Context:
On a sphere, I'm given a positively oriented spherical polygon whose vertices are (in order)
$$
A(R,\phi_1,\theta_1),\
B(R,\phi_2,\theta_2),\
C(R,\phi_3,\theta_3),\ \cdots,
(R,\phi_n,\theta_n).$$
How can I calculate the area of the spherical polygon?
I know that the area $S$ of spherical polygon is tightly related to the spherical excess and therefore
$$
S = R^2\left[\sum_{i=1}^{n}\alpha_i – (n-2)\pi\right].
$$
Question: How could I obtain the interior angles $\alpha_i$ of the spherical polygon?
As an illustration, the three vertices $A$, $B$ and $C$ will contribute to $\alpha_2$ which is the interior angle at vertex $B(R,\phi_2,\theta_2)$.
Since the length of arcs $\newcommand{arc}[1]{\stackrel{\Large\frown}{#1}}\arc{AB}$, $\arc{BC}$ and $\arc{CA}$ could be calculated easily from the great circle distances, I think I have a good starting point to calculate the interior angle $B$ because
- I have three sides of the spherical triangle $\Delta ABC$, which means that
- the spherical angle at $B$ in spherical triangle $\Delta ABC$ is uniquely determined.
However, I don't really know how to solve for the spherical angle given three sides.
To make matters worse, solving the spherical triangle doesn't actually tell me whether I should pick $\alpha_2=B$ or $\alpha_2=2\pi-B$ as the interior angle. As seen in the illustrated case, the reflex angle $2\pi-B$ is the interior angle.
Answers that can contribute to my learning could calculate the interior angle from the list of spherical coordinates
- by solving the spherical triangle and then account for the concave / convex angle,
- by illustrating the use of vectors, or
- from an entirely new perspective.
Best Answer
I'd ignore the radius $R$ (i.e. take the earth's radius as unit of length) and then convert to Cartesian coordinates:
\begin{align*} x&=\cos\phi\cos\lambda\\ y&=\cos\phi\sin\lambda\\ z&=\sin\phi \end{align*}
These vectors point from the center of the sphere to the vertices of your polygon. Two such vertices are joined by a greatcircle arc. That greatcircle is the intersection of your sphere with a plane through the origin. That plane through the origin is defined by its normal vector. The cross product of two vectors is perpendicular to both of them, so you can use the cross product to compute these normal vectors. Writing $v_i=(x_i,y_iz_i)$ for the vertices, you get the normals of the edges as
$$n_i = v_i\times v_{i+1}$$
The angle at a vertex is equal to the angle between the corresponding normal vectors. You can compute that using the dot product, dividing by the lengths to ensure normalization:
$$\alpha_i = \pm\arccos- \frac{n_{i-1}\cdot n_{i}}{\lVert n_{i-1}\rVert\,\lVert n_i\rVert}$$
The minus sign in there is because for a normalized dot product of $1$, both normals point in the same direction, so you have zero change in direction but the inner angle there is $180$.

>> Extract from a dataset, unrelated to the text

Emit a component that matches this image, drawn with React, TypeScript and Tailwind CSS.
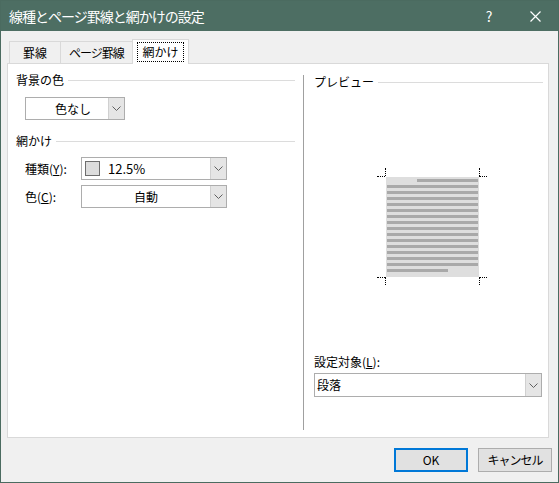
import React from 'react';

const Chevron: React.FC = () => (
  <svg width="9" height="5" viewBox="0 0 9 5" fill="none">
    <path d="M0.5 0.5 L4.5 4.5 L8.5 0.5" stroke="#606060" strokeWidth="1" />
  </svg>
);

const Combo: React.FC<{ className: string; center?: boolean; children: React.ReactNode }> = ({ className, center, children }) => (
  <div className={`flex border border-[#adadad] bg-white ${className}`}>
    <div className={`flex-1 flex items-center ${center ? 'justify-center' : ''}`}>{children}</div>
    <div className="w-[16px] flex items-center justify-center bg-[#e5e5e5] border-l border-[#d0d0d0]">
      <Chevron />
    </div>
  </div>
);

const Heading: React.FC<{ label: string }> = ({ label }) => (
  <div className="flex items-center gap-[4px] h-[16px]">
    <span className="leading-[16px]">{label}</span>
    <div className="flex-1 h-px bg-[#dcdcdc]" />
  </div>
);

const Corner: React.FC<{ pos: string; h: string; v: string }> = ({ pos, h, v }) => (
  <div className={`absolute ${pos}`}>
    <div className={`absolute w-[8px] h-0 border-t border-dotted border-black ${h}`} />
    <div className={`absolute h-[8px] w-0 border-l border-dotted border-black ${v}`} />
  </div>
);

export default function App() {
  const lines = Array.from({ length: 16 });

  return (
    <div className="w-[559px] h-[483px] flex flex-col bg-[#f0f0f0] border border-[#4b6b60] text-[12px] text-black font-['Noto_Sans_CJK_JP',sans-serif]">
      {/* title bar */}
      <div className="h-[30px] bg-[#4d6e63] flex items-center text-white shrink-0">
        <div className="pl-[8px] text-[14px] tracking-[-1px] flex-1">線種とページ罫線と網かけの設定</div>
        <div className="w-[46px] flex justify-center text-[14px] mr-[0px]">?</div>
        <div className="w-[46px] flex justify-center mr-[0px]">
          <svg width="11" height="11" viewBox="0 0 11 11">
            <path d="M0.5 0.5 L10.5 10.5 M10.5 0.5 L0.5 10.5" stroke="#ffffff" strokeWidth="1.2" />
          </svg>
        </div>
      </div>

      {/* tabs */}
      <div className="h-[32px] flex items-end pl-[8px] shrink-0">
        <div className="h-[22px] w-[52px] flex items-center justify-center border border-b-0 border-[#d9d9d9] bg-[#f0f0f0]">罫線</div>
        <div className="h-[22px] w-[73px] -ml-px flex items-center justify-center border border-b-0 border-[#d9d9d9] bg-[#f0f0f0] tracking-[-1px]">ページ罫線</div>
        <div className="h-[25px] w-[57px] -ml-px -mb-px relative z-10 flex items-center justify-center border border-b-0 border-[#d9d9d9] bg-white">
          <div className="border border-dotted border-black px-[4px] h-[20px] leading-[18px] w-[47px] text-center">網かけ</div>
        </div>
      </div>

      {/* panel */}
      <div className="ml-[6px] w-[542px] h-[375px] border border-[#d9d9d9] bg-white flex shrink-0">
        {/* left column */}
        <div className="w-[295px] pl-[8px] pr-[8px] pt-[8px] flex flex-col">
          <Heading label="背景の色" />
          <Combo className="ml-[9px] mt-[9px] w-[100px] h-[23px]" center>
            <span className="pl-[12px]">色なし</span>
          </Combo>
          <div className="mt-[13px]">
            <Heading label="網かけ" />
          </div>
          <div className="flex items-center mt-[8px] ml-[9px]">
            <span className="w-[56px]">
              種類(<span className="underline">Y</span>):
            </span>
            <Combo className="w-[146px] h-[23px]">
              <div className="ml-[3px] w-[15px] h-[15px] border border-[#6d6d6d] bg-[#dcdcdc]" />
              <span className="ml-[8px] text-[13px]">12.5%</span>
            </Combo>
          </div>
          <div className="flex items-center mt-[5px] ml-[9px]">
            <span className="w-[56px]">
              色(<span className="underline">C</span>):
            </span>
            <Combo className="w-[146px] h-[23px]" center>
              <span>自動</span>
            </Combo>
          </div>
        </div>

        {/* separator */}
        <div className="w-px bg-[#a0a0a0] mt-[11px] h-[355px]" />

        {/* right column */}
        <div className="flex-1 pl-[10px] pr-[5px] pt-[10px] flex flex-col">
          <Heading label="プレビュー" />
          <div className="relative ml-[72px] mt-[87px] w-[93px] h-[100px] bg-[#dedede] pt-[2px] px-px flex flex-col gap-[3px]">
            {lines.map((_, i) => (
              <div
                key={i}
                className={`h-[3px] bg-[#a9a9a9] ${i === 0 ? 'ml-[30px]' : ''} ${i === 15 ? 'w-[61px]' : ''}`}
              />
            ))}
            <Corner pos="left-0 top-0" h="-left-[9px] -top-px" v="-left-px -top-[9px]" />
            <Corner pos="right-0 top-0" h="left-0 -top-px" v="left-0 -top-[9px]" />
            <Corner pos="left-0 bottom-0" h="-left-[9px] top-0" v="-left-px top-0" />
            <Corner pos="right-0 bottom-0" h="left-0 top-0" v="left-0 top-0" />
          </div>
          <div className="mt-[77px] leading-[16px]">
            設定対象(<span className="underline">L</span>):
          </div>
          <Combo className="mt-[3px] w-[228px] h-[24px]">
            <span className="pl-[2px]">段落</span>
          </Combo>
        </div>
      </div>

      {/* buttons */}
      <div className="flex justify-end gap-[10px] pr-[6px] mt-[10px]">
        <button className="w-[74px] h-[24px] bg-[#e1e1e1] border-2 border-[#0078d7] flex items-center justify-center">OK</button>
        <button className="w-[74px] h-[24px] bg-[#e1e1e1] border border-[#adadad] flex items-center justify-center tracking-[-1px]">キャンセル</button>
      </div>
    </div>
  );
}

So which sign should you choose for the $\pm$ in there? For that, look at the determinant of the $3\times3$ matrix formed by $v_{i-1}$, $v_i$ and $v_{i+1}$. The sign of that matrix will tell you whether the triangle these three vectors form on the surface is oriented clockwise or counter-clockwise. Take the sign from this and the value from the $\arccos$ above and you should be almost done.
As usual with signs, you have a decision to make: which sign is which? Well, one choice of sign (e.g. exactly as described above) will lead you one polygon, the other (with the sign of the determinant flipped, or eqivalently the order of vectors inside the determinant reversed) leads to the complementary polygon. One will have all its vertices in clockwise order, the other in counter-clockwise order. Trying this out on a tiny example (e.g. three points forming three right angles) will tell you which one is which.